All of these parks offer travellers to the Northern Territory numberless opportunities to witness the grandeur of Australian nature, as well as providing numerous adventure possibilities from bushwalking, wilderness camping, rock climbing, canoeing and to experience first-hand the rich and fascinating culture of the Aboriginal people.
Some essential information regarding National Parks in the Northern Territory:
- Uluru-Kata-Tjuta National Park requires an access permit which is provided at the entry station. The cost of a three-day adult pass is $25.
- Camp only in designated camping areas and remove all rubbish when leaving the area.
- No pets are permitted in any national park in the Northern Territory.
- Most parks in the tropical Top End, such as Kakadu, are saltwater crocodile habitats. Take caution and obey all ‘no swimming or fishing’ warnings.
- Do not use soaps or detergents in or near waterways.
- Law protects all cultural artefacts and wildlife in the Northern Territory. Do not feed native animals and do not touch or deface Aboriginal rock paintings or petroglyphs.
General Safety Tips
In an emergency, dial 000 for Ambulance, Police or Fire Services.
Swimming — Swimming is a prime activity across the NT. There are many safe swimming areas in most parks and reserves that are clearly designated. If an area is not clearly designated as safe for swimming, do not enter the water. Swimming at NT beaches is not recommended because of the presence of the box jellyfish
Sun Protection and Bugs — The tropics are hot.

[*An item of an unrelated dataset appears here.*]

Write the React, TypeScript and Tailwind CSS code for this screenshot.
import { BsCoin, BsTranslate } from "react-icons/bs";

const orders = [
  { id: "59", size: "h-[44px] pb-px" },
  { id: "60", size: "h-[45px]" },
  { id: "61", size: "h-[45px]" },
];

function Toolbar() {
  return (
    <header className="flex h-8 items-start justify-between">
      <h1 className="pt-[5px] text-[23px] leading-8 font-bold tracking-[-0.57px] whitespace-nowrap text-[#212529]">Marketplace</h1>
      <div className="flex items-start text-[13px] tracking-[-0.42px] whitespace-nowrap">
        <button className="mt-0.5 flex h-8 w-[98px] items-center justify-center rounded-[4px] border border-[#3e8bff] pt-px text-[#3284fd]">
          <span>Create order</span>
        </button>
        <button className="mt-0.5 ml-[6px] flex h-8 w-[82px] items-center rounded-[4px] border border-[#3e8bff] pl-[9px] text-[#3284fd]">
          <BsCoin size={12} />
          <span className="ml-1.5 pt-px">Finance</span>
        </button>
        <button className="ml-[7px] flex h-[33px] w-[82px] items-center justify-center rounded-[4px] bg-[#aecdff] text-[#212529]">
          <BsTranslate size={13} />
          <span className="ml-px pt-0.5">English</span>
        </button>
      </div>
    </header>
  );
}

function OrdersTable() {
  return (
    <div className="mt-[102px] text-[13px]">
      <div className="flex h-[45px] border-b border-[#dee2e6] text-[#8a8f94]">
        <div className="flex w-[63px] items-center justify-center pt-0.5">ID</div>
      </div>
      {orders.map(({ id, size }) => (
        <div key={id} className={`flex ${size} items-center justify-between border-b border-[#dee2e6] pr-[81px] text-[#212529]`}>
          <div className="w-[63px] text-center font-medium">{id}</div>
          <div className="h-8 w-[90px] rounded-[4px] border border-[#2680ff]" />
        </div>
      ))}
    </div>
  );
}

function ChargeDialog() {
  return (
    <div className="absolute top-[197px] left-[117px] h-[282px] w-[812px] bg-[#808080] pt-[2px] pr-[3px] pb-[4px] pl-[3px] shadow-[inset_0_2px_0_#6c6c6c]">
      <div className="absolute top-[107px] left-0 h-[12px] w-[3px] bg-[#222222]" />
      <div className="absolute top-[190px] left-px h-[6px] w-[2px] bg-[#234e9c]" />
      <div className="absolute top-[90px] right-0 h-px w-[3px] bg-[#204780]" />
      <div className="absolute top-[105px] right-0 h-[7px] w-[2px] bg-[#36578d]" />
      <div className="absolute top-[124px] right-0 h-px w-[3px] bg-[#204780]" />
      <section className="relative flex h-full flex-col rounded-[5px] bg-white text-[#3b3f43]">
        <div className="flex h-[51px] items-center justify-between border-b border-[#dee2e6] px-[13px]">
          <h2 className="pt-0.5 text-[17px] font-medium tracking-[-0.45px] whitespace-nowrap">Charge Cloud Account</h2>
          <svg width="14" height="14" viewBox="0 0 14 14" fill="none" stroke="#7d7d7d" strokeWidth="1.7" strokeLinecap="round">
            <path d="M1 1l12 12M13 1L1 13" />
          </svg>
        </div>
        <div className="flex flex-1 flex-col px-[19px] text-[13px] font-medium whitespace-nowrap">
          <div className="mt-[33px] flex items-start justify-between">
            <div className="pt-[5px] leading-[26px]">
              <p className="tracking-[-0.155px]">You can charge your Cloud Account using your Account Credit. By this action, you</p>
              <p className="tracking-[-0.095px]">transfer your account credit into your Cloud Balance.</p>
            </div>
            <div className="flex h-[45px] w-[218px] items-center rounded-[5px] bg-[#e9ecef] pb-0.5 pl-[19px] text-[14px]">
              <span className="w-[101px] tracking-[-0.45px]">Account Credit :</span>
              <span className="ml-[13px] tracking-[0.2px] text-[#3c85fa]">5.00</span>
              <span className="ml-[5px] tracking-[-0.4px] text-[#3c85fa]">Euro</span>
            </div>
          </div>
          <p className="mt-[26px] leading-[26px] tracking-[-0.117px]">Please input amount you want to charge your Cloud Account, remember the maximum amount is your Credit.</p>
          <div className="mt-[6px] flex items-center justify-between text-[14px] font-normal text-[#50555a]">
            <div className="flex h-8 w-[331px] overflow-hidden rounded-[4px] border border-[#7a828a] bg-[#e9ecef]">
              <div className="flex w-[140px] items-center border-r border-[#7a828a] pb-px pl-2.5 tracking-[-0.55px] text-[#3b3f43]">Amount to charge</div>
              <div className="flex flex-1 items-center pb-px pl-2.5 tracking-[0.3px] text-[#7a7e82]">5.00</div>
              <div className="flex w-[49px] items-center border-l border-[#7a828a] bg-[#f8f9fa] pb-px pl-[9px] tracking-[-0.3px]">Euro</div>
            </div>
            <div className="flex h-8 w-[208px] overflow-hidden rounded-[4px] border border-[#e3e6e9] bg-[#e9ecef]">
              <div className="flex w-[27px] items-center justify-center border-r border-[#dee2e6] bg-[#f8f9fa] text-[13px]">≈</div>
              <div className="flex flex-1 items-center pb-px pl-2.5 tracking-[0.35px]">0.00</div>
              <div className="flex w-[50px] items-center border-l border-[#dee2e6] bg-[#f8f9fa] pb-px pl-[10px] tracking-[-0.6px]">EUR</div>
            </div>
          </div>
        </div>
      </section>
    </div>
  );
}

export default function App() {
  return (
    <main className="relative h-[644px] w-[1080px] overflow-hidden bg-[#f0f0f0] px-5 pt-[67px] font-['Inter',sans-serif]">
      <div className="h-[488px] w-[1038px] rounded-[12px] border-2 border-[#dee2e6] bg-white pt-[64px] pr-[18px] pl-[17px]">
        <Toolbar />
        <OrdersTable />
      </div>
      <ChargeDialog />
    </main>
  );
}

Travellers should wear a wide-brimmed hat, sunglasses, long-sleeved shirts and slather on SPF30 sunscreen when spending time outdoors. It is also advised to drink at least two litres of water per day to stave off dehydration. The Territory is also home to mosquitoes and other biting insects, so insect repellent is highly recommended. When camping, tents should remain zipped closed at all times, and shoes should be tapped out before worn in case something crawls into them.
Crocodiles — Saltwater and freshwater crocodiles are common in Top End waterways. If waterways are not posted as safe, do not enter and stay away from the water’s edge.